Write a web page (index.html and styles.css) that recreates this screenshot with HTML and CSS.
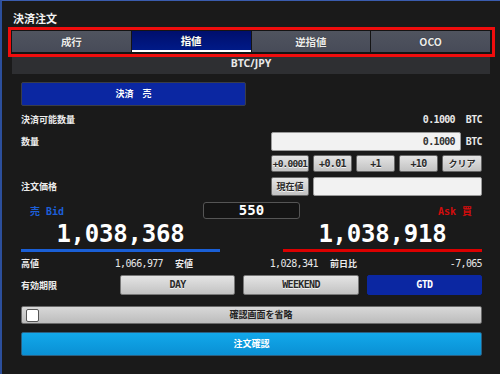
FILE: index.html
```html
<!DOCTYPE html>
<html lang="ja">
<head>
<meta charset="utf-8">
<title>決済注文</title>
<link rel="stylesheet" href="styles.css">
</head>
<body>
<div class="panel">
  <div class="title">決済注文</div>
  <div class="tabs-frame">
    <div class="tab">成行</div>
    <div class="tab active">指値</div>
    <div class="tab">逆指値</div>
    <div class="tab">OCO</div>
  </div>
  <div class="pair">BTC/JPY</div>

  <div class="content">
    <div class="side-btn">決済　売</div>

    <div class="row row-avail">
      <div class="label">決済可能数量</div>
      <div class="right qty-grid">
        <div class="value">0.1000</div>
        <div class="unit">BTC</div>
      </div>
    </div>

    <div class="row row-qty">
      <div class="label">数量</div>
      <div class="right qty-grid">
        <div class="input num">0.1000</div>
        <div class="unit">BTC</div>
      </div>
    </div>

    <div class="row row-steps">
      <div class="label"></div>
      <div class="right steps">
        <div class="btn tight">+0.0001</div>
        <div class="btn">+0.01</div>
        <div class="btn">+1</div>
        <div class="btn">+10</div>
        <div class="btn jp">クリア</div>
      </div>
    </div>

    <div class="row row-price">
      <div class="label">注文価格</div>
      <div class="right price-grid">
        <div class="btn jp">現在値</div>
        <div class="input"></div>
      </div>
    </div>

    <div class="quote-labels">
      <div class="bid-label">売 Bid</div>
      <div class="spread">550</div>
      <div class="ask-label">Ask 買</div>
    </div>

    <div class="quotes">
      <div class="quote bid">1,038,368</div>
      <div class="quote ask">1,038,918</div>
    </div>

    <div class="stats">
      <div class="stat"><span class="label">高値</span><span class="sv">1,066,977</span></div>
      <div class="stat"><span class="label">安値</span><span class="sv">1,028,341</span></div>
      <div class="stat"><span class="label">前日比</span><span class="sv">-7,065</span></div>
    </div>

    <div class="row row-expiry">
      <div class="label expiry-label">有効期限</div>
      <div class="expiry">
        <div class="btn">DAY</div>
        <div class="btn">WEEKEND</div>
        <div class="btn selected">GTD</div>
      </div>
    </div>

    <div class="skip">
      <span class="check"></span>
      <span class="skip-text">確認画面を省略</span>
    </div>

    <div class="confirm">注文確認</div>
  </div>
</div>
</body>
</html>
```
FILE: styles.css
```css
* { box-sizing: border-box; margin: 0; padding: 0; }
html, body { width: 500px; height: 374px; overflow: hidden; }
body {
  background: #1a1a1a;
  color: #e8e8e8;
  font-family: "Noto Sans CJK JP", "Noto Sans", sans-serif;
}
.panel {
  height: 374px;
  border-top: 1px solid #3a5cae;
  border-left: 2px solid #2c4f9c;
}
.title {
  height: 26px;
  padding: 8px 0 0 11px;
  font-size: 11px;
  font-weight: 700;
  line-height: 18px;
  color: #f2f2f2;
}
.tabs-frame {
  margin-left: 6px;
  width: 487px;
  border: 3px solid #f00d0d;
  padding: 1px 2px 2px 1px;
  display: flex;
  gap: 1px;
  background: #141414;
}
.tab {
  flex: 1;
  height: 21px;
  background: linear-gradient(#50545f, #474b58);
  color: #ececec;
  font-size: 10.5px;
  font-weight: 700;
  line-height: 21px;
  text-align: center;
  text-shadow: 0 0 1px #222;
}
.tab.active {
  background: linear-gradient(#000f6c, #001a88);
  border-bottom: 2px solid #ffffff;
  line-height: 20px;
  color: #fff;
}
.pair {
  margin-left: 10px;
  width: 478px;
  height: 17px;
  background: #2e2f32;
  text-align: center;
  font-family: "Noto Sans", sans-serif;
  font-size: 10.5px;
  font-weight: 700;
  line-height: 13px;
  color: #e8e8e8;
}
.content { padding: 0 18px 0 19px; }
.side-btn {
  margin-top: 8px;
  width: 225px;
  height: 24px;
  background: #0b27a2;
  border: 1px solid #3a3d48;
  border-radius: 2px;
  color: #fff;
  font-size: 9px;
  font-weight: 700;
  line-height: 22px;
  text-align: center;
}
.row { display: flex; align-items: center; }
.label {
  font-size: 9px;
  font-weight: 700;
  color: #ececec;
  white-space: nowrap;
}
.row > .label { width: 250px; }
.right { width: 211px; }
.num, .value, .unit, .btn, .sv, .spread, .quote, .bid-label, .ask-label {
  font-family: "DejaVu Sans Mono", monospace;
}
.qty-grid { display: grid; grid-template-columns: 190px 1fr; align-items: center; }
.value {
  text-align: right;
  padding-right: 6px;
  font-size: 10px;
  font-weight: 700;
  letter-spacing: -0.65px;
  color: #e8e8e8;
}
.unit {
  text-align: right;
  font-size: 10px;
  font-weight: 700;
  letter-spacing: -0.6px;
  color: #e8e8e8;
}
.row-avail { margin-top: 4px; height: 19px; }
.row-qty { margin-top: 3px; height: 19px; }
.input {
  height: 19px;
  background: #f2f2f2;
  border: 1px solid #9a9a9a;
  border-radius: 2px;
}
.input.num {
  text-align: right;
  padding-right: 5px;
  font-size: 10px;
  font-weight: 700;
  letter-spacing: -0.65px;
  line-height: 17px;
  color: #333;
}
.row-steps { margin-top: 4px; height: 17px; }
.steps {
  display: grid;
  grid-template-columns: 38px 39px 39px 39px 40px;
  column-gap: 4px;
  height: 17px;
}
.btn {
  background: linear-gradient(#e4e4e4, #c2c2c2);
  border: 1px solid #666;
  border-radius: 2px;
  color: #2a2a2a;
  font-size: 10px;
  font-weight: 700;
  letter-spacing: -0.65px;
  text-align: center;
  line-height: 15px;
  text-shadow: 0 1px 0 #f4f4f4;
  white-space: nowrap;
  overflow: hidden;
}
.btn.tight { font-size: 9.5px; letter-spacing: -0.8px; }
.btn.jp {
  font-family: "Noto Sans CJK JP", sans-serif;
  font-size: 9px;
  letter-spacing: 0;
}
.row-price { margin-top: 5px; height: 19px; }
.price-grid {
  display: grid;
  grid-template-columns: 38px 1fr;
  column-gap: 4px;
  height: 19px;
}
.price-grid .btn { line-height: 17px; }
.quote-labels {
  margin-top: 6px;
  display: grid;
  grid-template-columns: 1fr 97px 1fr;
  align-items: center;
  height: 17px;
}
.bid-label {
  padding-left: 9px;
  color: #1d5fd8;
  font-size: 10px;
  font-weight: 700;
}
.ask-label {
  text-align: right;
  padding-right: 10px;
  color: #d40c0c;
  font-size: 10px;
  font-weight: 700;
}
.bid-label, .ask-label { font-family: "DejaVu Sans Mono", "Noto Sans CJK JP", monospace; }
.spread {
  height: 17px;
  border: 1px solid #555;
  border-radius: 3px;
  background: #141414;
  text-align: center;
  color: #fff;
  font-size: 14px;
  font-weight: 700;
  line-height: 15px;
}
.quotes { display: flex; justify-content: space-between; }
.quote {
  width: 199px;
  height: 33px;
  text-align: center;
  color: #fff;
  font-size: 24px;
  font-weight: 700;
  letter-spacing: -0.2px;
  line-height: 30px;
}
.quote.bid { border-bottom: 3px solid #1a5fd6; }
.quote.ask { border-bottom: 3px solid #dc0000; }
.stats {
  margin-top: 4px;
  height: 15px;
  display: grid;
  grid-template-columns: 142px 143px 1fr;
  column-gap: 12px;
  align-items: center;
}
.stat { display: flex; justify-content: space-between; align-items: center; }
.sv {
  font-size: 10px;
  letter-spacing: -0.65px;
  color: #e6e6e6;
}
.row-expiry { margin-top: 4px; height: 20px; }
.row-expiry > .expiry-label { width: 99px; }
.expiry {
  flex: 1;
  display: grid;
  grid-template-columns: repeat(3, 1fr);
  column-gap: 8px;
  height: 20px;
}
.expiry .btn { line-height: 18px; border-color: #777; }
.expiry .btn.selected {
  background: #0b27a2;
  border-color: #0b27a2;
  color: #fff;
  text-shadow: none;
}
.skip {
  margin-top: 11px;
  height: 18px;
  display: flex;
  align-items: center;
  background: linear-gradient(#d8d8d8, #bcbcbc);
  border: 1px solid #6a6a6a;
  border-radius: 2px;
  padding-left: 4px;
}
.check {
  width: 13px;
  height: 13px;
  background: #fff;
  border: 1.5px solid #555;
  border-radius: 2px;
}
.skip-text {
  flex: 1;
  text-align: center;
  padding-left: 2px;
  font-size: 9px;
  font-weight: 700;
  color: #222;
  line-height: 16px;
}
.confirm {
  margin-top: 8px;
  height: 24px;
  background: linear-gradient(#12a8ea, #0a90d4);
  border: 1px solid #2b5f80;
  border-radius: 2px;
  color: #fff;
  font-size: 9px;
  font-weight: 700;
  line-height: 22px;
  text-align: center;
}
```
○ ○ ○
→ TO DO:
Isolate the lines above that contain the word "styles" and copy them.

→ ANSWER TO THE TASK:
Write a web page (index.html and styles.css) that recreates this screenshot with HTML and CSS.
<link rel="stylesheet" href="styles.css">
FILE: styles.css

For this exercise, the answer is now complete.